Why gay square dancing?

“I have fun,” said Gilchrist, my partner. “These are really nice people. I’m having a blast.” Others say it’s an alternative to bar-hopping. And it’s one of the few activities in the gay community that pulls together both men and women.

But friendship remains the strongest draw.

“You can’t help but get acquainted with people in square dancing because you are dancing together as a team. That’s when friendships start,” said Daughtrey, my other partner.

The Sho-Me Squares are affiliated with the International Association of Gay Square Dance Clubs, which includes clubs in the United States, Canada, Europe, and other countries. Membership is open to all square dancers. I am not gay, but I dance with the Sho-Mes and feel very welcome.

Because I wondered about whites dancing with blacks, I also wondered if gays found that straights didn’t want to interact.

“We have come a long way in gaining acceptance,” said Karl Jaeckel, executive administrator of the international gay square dance group, based in Denver.

“In the early days, callers wouldn’t dare call for us because they would be afraid of losing their straight clubs. We have made inroads into acceptance. There are very few callers that won’t call for us now.”

Now gay square dance clubs are trying to promote understanding, dancing at retirement homes and churches, for example.

“We want a better friendship between our world and the straight world, for a better understanding of us,” said Bruce Hayes, a Sho-Me Square member and a delegate to the international association.

Hayes, 47, prefers to call the Sho-Me Squares an all-position-dance group over the term “gay and lesbian group.”

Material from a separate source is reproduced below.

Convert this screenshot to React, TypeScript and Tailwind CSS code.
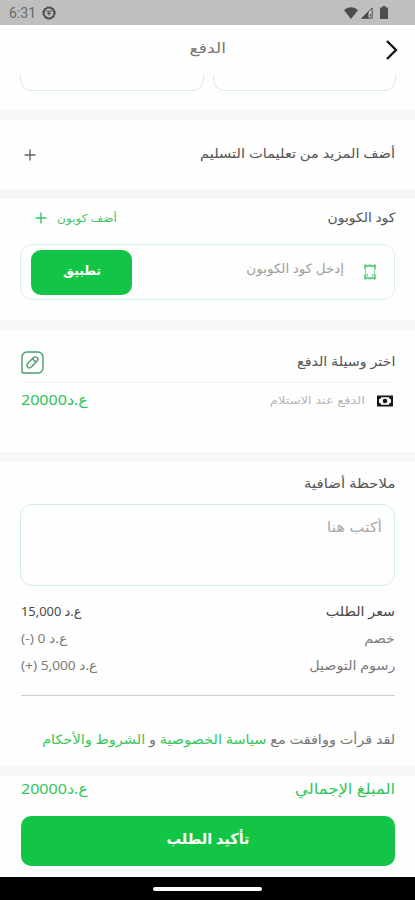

“Anybody hears `gay and lesbian’ and they tune everything else out. We want to show we can have as much fun as any group can.”

Women and the dance

More than 50 callers are listed in Fed Facts, a monthly booklet published by the Heart of America Federation of Square Dance Clubs. Eleven are women.

For years, men dominated the position of caller. And today, the majority of callers still are men. However, more women are beginning to learn this creative and complicated craft. Last year the square dance community feted caller Roberta Renicker at a dance in Odessa, Mo., to celebrate her 25th year calling. Many dancers gave testimonials, remembering when Renicker wasn’t welcomed at some dances.

Traditionally, square dancers saw women as the “caller’s wife.” A column with this same name appears in the new quarterly magazine Square Dancing Today.

But ask women in square dancing about it, and you’ll find the roles are not so clear-cut. Roberta McArthur is an apprentice caller, with a husband who also is an apprentice caller. So, technically, she is a caller’s wife and a caller. The situation can get confusing.

“Everybody assumes I am a caller’s wife, until Jimmy tells them otherwise,” she said. “I am frustrated by it, but it is one of those deals that you have to work through.”

Lisa Hackman, 34, said being a caller’s wife is in some aspects more important than being the caller. Hackman has to make sure her children are well-behaved, contribute to the potlucks at every dance of her group, the Shadow Hoppers in Independence, and make sure her husband, Steve Hackman, looks good.

“There is so much more pressure on the wife than the caller. He just gets up there and makes sure everyone has fun. I have to make sure the atmosphere is fun.”

Another gender issue in square dancing comes with women in gay and lesbian groups. Square dancing is one of the few social activities for both gay men and women, according to the international gay square dance association. Jude La Claire, who has been dancing five years with Sho-Me Squares in Kansas City, has a theory.

“I came out in 1971, and at that time a lot of gay women were involved in the feminists movement. We had our own issues, and the gay men had different issues. We were more separate.”

La Claire, 61 and a Kansas City native, thinks the sexes first had to get a sense of their own identity, “and then you can get together.”

McArthur and her caller husband, Jim, think the tide is turning for women leaders in square dancing. “There are a lot of women callers out there that I feel are just as good as men callers. Some are better,” he said.

McArthur beams when pondering the future. “Nationally, this is the height of women callers. We now have female representation in Caller’s Lab, the national callers organization, and the International Gay Caller’s Association. This is the best women have had it since we started.”

Does she, or doesn’t she?

After two months of lessons, I was ready to graduate. I knew my promenade from my allemande left. I even got to wear a mortar board with tassel for the occasion.

You might have lots of other questions for this writer: Does she wear the poufy skirts? Does she find herself humming George Strait alongside Nelly? Does she find it embarrassing to admit this craving for homespun fun?

The answers: well, yes…not really…and at first yes, but not anymore.

I guess I’m just a square dancer, and I don’t care who knows it.